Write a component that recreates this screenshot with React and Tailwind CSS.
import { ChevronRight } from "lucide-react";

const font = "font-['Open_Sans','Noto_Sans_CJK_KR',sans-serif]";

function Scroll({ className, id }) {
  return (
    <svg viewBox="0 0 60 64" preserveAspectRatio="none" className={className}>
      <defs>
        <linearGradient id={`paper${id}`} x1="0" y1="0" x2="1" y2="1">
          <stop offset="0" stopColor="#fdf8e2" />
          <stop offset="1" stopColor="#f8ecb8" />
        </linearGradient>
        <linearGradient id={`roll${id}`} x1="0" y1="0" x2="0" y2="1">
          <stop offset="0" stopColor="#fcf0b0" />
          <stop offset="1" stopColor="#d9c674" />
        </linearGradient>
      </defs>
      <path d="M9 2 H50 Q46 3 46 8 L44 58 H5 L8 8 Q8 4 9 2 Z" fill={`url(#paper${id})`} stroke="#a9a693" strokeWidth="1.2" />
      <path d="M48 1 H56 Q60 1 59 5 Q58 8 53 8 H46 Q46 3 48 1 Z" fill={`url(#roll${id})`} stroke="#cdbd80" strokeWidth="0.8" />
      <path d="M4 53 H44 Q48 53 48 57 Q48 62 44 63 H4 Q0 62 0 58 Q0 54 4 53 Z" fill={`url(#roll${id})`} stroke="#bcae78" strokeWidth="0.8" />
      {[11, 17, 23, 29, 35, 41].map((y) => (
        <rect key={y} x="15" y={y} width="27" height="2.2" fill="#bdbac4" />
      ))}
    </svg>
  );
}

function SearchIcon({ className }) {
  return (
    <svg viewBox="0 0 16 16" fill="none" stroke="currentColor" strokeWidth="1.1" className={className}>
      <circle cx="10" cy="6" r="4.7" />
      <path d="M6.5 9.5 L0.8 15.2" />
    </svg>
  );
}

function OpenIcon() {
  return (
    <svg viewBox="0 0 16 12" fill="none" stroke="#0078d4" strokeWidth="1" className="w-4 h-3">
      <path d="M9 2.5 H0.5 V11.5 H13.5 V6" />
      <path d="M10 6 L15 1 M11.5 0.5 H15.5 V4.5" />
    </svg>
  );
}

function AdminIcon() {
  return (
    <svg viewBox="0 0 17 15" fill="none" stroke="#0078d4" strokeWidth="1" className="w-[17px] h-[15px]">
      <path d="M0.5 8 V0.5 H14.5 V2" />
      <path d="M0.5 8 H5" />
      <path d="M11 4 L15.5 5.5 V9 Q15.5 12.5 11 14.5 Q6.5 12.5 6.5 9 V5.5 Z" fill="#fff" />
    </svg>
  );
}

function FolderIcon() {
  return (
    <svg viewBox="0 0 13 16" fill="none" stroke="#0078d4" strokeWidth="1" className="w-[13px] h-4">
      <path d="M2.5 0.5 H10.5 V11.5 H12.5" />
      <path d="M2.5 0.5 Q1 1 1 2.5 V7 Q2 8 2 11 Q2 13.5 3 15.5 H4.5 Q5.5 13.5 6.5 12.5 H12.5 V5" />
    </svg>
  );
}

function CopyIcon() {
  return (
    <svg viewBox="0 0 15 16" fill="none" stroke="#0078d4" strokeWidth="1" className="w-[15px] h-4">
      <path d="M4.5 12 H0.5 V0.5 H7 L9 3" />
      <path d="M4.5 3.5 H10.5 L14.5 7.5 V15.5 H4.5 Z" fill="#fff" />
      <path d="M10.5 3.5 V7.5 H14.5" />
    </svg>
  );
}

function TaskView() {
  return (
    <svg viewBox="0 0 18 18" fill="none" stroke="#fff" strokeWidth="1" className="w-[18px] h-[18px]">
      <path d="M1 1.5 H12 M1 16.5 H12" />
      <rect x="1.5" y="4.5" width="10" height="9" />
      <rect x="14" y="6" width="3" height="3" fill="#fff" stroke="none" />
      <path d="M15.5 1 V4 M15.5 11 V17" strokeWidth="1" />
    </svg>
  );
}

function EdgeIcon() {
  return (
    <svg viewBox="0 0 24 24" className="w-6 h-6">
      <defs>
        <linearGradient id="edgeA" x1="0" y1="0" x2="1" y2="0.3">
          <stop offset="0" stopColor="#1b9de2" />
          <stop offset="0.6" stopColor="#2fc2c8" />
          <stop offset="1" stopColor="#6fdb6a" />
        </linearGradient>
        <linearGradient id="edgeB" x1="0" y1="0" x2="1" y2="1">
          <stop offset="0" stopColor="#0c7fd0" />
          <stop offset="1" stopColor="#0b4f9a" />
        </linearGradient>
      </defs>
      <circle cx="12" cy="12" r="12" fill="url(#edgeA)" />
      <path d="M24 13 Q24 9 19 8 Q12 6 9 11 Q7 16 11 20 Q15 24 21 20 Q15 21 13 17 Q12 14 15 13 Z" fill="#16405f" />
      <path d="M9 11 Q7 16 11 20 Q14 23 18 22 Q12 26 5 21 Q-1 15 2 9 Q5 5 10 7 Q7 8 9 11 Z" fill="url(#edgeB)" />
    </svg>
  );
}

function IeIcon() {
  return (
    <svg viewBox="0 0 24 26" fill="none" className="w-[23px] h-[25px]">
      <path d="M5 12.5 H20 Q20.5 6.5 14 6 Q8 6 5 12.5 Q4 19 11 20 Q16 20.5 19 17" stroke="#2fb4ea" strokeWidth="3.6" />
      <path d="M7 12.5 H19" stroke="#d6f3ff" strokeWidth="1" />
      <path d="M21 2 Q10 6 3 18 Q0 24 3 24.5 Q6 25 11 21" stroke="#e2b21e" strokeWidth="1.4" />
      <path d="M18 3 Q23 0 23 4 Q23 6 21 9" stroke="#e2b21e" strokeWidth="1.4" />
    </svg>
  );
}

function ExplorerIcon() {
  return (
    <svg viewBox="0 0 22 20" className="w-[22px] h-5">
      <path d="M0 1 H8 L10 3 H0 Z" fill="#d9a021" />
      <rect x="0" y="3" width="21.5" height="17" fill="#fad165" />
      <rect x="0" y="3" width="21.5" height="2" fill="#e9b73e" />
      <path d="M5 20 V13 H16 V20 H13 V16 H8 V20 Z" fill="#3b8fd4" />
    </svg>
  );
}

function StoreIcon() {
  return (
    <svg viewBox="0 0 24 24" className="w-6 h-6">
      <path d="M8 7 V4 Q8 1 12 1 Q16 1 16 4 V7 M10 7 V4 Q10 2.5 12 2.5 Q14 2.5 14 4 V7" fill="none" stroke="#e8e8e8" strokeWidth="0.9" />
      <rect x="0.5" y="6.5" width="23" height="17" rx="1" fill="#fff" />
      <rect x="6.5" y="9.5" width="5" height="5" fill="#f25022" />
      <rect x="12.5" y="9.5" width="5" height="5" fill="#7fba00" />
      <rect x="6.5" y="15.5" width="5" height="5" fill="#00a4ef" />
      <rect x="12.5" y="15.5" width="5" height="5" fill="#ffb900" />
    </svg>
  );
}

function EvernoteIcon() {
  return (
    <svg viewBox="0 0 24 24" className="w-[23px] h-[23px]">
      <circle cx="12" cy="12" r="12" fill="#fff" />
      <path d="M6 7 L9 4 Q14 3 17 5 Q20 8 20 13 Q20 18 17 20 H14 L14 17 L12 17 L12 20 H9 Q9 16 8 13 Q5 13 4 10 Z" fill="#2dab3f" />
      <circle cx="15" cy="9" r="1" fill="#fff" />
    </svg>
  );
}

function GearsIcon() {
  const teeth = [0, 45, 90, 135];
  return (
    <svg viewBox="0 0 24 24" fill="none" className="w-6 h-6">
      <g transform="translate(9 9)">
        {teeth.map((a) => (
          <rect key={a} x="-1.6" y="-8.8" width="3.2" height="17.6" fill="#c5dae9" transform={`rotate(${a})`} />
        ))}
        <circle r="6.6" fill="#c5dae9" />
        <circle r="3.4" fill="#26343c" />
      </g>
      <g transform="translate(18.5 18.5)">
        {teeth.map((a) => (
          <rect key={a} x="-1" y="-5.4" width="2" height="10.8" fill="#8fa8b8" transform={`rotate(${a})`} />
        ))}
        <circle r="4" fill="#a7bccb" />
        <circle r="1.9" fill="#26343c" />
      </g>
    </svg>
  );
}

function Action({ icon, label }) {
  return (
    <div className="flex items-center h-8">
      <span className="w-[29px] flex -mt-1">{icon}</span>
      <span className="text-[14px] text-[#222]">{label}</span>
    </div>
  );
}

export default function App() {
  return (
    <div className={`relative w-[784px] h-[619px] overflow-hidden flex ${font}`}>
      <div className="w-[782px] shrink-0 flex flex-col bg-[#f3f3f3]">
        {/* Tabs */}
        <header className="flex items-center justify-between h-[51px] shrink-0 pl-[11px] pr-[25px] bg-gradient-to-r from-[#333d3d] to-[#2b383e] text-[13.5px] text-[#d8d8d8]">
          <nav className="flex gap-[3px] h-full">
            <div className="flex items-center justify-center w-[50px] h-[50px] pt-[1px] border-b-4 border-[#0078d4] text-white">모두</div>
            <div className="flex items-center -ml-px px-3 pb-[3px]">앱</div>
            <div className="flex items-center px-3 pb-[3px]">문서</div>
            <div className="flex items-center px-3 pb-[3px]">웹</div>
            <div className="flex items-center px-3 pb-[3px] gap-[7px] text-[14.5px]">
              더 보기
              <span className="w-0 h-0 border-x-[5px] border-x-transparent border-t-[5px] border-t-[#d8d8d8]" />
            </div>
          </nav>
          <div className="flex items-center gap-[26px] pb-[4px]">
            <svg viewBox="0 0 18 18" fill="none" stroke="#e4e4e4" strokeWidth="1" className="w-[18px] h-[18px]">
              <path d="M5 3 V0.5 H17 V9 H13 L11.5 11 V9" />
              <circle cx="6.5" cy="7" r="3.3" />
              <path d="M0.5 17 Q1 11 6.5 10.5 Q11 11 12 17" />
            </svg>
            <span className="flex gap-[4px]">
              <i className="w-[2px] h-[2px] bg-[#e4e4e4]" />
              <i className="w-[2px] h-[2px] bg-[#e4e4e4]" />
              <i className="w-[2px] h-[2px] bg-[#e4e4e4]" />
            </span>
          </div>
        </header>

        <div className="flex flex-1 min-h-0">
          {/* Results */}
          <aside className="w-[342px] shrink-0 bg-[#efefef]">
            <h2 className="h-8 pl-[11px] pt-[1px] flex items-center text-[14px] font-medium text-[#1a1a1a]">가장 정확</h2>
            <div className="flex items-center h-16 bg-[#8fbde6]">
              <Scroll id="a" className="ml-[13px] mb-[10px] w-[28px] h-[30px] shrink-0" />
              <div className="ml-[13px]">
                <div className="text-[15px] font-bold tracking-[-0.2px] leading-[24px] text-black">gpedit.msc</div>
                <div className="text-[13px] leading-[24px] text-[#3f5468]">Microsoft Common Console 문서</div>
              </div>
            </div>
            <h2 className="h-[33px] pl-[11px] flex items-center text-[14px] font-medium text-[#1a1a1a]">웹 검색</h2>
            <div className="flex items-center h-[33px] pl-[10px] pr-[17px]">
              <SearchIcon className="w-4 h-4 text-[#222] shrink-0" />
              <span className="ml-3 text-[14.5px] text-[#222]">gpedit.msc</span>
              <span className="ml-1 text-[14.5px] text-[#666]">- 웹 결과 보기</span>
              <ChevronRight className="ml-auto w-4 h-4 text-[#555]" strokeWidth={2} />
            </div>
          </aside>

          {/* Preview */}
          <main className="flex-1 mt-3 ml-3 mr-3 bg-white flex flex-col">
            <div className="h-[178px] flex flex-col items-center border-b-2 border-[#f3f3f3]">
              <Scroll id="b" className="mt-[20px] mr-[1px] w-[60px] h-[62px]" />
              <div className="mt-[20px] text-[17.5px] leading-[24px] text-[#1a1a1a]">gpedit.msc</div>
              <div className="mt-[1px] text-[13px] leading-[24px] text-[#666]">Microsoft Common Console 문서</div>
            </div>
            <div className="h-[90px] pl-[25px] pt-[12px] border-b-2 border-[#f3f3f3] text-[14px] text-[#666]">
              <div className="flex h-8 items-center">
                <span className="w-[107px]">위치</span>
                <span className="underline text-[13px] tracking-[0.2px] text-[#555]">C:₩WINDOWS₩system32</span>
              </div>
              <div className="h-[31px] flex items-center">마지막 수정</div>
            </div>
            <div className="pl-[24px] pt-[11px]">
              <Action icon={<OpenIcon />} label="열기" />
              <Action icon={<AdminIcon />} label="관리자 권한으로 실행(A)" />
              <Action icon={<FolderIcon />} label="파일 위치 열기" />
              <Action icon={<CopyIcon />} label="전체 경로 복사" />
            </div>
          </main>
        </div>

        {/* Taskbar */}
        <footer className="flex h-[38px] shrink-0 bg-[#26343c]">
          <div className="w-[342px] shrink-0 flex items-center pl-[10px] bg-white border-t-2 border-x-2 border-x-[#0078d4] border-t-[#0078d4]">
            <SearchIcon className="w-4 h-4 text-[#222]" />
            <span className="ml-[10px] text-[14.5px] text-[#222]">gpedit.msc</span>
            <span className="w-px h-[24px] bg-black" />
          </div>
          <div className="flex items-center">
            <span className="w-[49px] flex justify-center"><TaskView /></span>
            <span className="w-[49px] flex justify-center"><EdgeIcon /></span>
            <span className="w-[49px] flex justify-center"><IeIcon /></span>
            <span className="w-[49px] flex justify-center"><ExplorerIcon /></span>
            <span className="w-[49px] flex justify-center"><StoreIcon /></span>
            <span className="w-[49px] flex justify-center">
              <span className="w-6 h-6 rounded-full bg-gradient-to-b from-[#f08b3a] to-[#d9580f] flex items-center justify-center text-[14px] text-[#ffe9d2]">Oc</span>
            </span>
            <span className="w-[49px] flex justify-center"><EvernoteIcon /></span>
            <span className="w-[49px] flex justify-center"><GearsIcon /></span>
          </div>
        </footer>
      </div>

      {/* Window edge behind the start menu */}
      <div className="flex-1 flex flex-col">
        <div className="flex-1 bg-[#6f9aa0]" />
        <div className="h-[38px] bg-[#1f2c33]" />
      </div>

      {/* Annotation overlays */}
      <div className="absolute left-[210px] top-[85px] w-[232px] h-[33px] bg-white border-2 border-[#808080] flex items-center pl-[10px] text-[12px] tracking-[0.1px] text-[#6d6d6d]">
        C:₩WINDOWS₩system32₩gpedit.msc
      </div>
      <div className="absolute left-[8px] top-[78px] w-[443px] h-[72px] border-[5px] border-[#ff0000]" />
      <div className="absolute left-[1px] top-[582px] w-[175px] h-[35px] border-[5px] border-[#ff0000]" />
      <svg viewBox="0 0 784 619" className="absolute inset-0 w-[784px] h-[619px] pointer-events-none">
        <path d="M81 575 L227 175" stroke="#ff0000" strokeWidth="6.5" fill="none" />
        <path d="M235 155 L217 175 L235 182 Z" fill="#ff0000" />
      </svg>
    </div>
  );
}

---

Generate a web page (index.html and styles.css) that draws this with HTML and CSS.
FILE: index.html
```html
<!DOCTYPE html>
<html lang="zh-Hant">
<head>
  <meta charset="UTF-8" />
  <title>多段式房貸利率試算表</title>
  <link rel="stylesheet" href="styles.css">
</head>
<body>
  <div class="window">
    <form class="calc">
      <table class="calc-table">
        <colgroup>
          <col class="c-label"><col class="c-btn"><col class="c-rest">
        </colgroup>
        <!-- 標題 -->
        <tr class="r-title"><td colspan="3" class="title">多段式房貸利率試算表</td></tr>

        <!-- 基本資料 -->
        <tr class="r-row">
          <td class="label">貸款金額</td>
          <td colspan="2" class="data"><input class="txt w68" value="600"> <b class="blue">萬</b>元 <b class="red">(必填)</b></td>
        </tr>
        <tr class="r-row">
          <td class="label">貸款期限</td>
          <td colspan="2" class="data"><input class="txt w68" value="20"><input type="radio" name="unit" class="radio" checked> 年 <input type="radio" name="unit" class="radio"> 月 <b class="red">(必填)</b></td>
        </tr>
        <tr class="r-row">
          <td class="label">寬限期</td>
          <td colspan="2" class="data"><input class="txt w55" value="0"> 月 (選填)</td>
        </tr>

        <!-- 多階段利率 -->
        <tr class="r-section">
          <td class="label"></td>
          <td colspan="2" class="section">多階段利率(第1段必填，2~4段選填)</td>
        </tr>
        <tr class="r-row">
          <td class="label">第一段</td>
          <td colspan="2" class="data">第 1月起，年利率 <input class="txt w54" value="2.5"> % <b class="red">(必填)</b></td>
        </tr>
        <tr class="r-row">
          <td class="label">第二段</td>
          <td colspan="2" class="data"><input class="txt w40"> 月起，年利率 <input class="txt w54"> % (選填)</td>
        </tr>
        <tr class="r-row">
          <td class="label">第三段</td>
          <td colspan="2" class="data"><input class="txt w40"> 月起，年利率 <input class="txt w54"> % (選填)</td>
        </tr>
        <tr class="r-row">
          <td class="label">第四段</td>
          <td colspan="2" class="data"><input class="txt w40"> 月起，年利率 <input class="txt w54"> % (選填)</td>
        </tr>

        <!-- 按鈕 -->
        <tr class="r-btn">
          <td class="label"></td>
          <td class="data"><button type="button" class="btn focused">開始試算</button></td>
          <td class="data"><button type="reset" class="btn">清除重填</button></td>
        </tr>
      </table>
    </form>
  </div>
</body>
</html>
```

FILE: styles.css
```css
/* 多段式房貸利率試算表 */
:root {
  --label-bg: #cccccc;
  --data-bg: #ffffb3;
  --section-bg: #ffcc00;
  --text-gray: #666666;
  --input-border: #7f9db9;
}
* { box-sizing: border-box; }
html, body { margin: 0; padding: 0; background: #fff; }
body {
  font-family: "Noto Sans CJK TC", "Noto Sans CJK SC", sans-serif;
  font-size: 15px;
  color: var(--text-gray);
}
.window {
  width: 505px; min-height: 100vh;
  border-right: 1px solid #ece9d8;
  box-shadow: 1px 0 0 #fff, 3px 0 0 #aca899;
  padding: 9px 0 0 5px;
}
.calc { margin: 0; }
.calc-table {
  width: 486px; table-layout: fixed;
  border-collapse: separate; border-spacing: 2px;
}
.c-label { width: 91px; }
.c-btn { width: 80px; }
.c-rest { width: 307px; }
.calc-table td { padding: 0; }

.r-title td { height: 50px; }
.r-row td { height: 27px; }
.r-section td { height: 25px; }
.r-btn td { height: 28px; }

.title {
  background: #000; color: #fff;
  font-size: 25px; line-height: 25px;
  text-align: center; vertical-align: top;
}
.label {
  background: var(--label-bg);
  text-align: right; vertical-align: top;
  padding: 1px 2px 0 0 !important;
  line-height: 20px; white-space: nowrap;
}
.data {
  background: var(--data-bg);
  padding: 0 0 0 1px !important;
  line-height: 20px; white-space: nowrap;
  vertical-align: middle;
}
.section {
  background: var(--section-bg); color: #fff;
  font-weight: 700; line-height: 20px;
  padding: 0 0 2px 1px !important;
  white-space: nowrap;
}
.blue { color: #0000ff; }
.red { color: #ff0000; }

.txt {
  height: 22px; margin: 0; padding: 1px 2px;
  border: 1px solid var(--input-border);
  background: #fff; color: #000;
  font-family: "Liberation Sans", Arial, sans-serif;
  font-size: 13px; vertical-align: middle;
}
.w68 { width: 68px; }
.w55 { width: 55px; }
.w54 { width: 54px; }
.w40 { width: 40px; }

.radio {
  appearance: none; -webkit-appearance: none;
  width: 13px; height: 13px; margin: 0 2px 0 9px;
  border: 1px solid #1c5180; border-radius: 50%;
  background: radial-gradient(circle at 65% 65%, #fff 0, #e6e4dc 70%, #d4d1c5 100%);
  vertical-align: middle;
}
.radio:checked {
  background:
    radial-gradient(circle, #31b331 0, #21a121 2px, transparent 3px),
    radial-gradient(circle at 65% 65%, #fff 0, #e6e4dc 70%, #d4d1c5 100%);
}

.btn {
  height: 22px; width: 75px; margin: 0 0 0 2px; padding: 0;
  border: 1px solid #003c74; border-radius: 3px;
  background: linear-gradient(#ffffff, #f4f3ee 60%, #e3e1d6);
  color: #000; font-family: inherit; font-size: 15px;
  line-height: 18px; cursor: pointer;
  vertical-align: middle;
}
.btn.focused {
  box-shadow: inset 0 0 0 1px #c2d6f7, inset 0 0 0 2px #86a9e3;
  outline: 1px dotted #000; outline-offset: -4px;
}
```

> [Exercise brief] Report only how many lines of the listing hold the word "that".

> [Result of the exercise] 2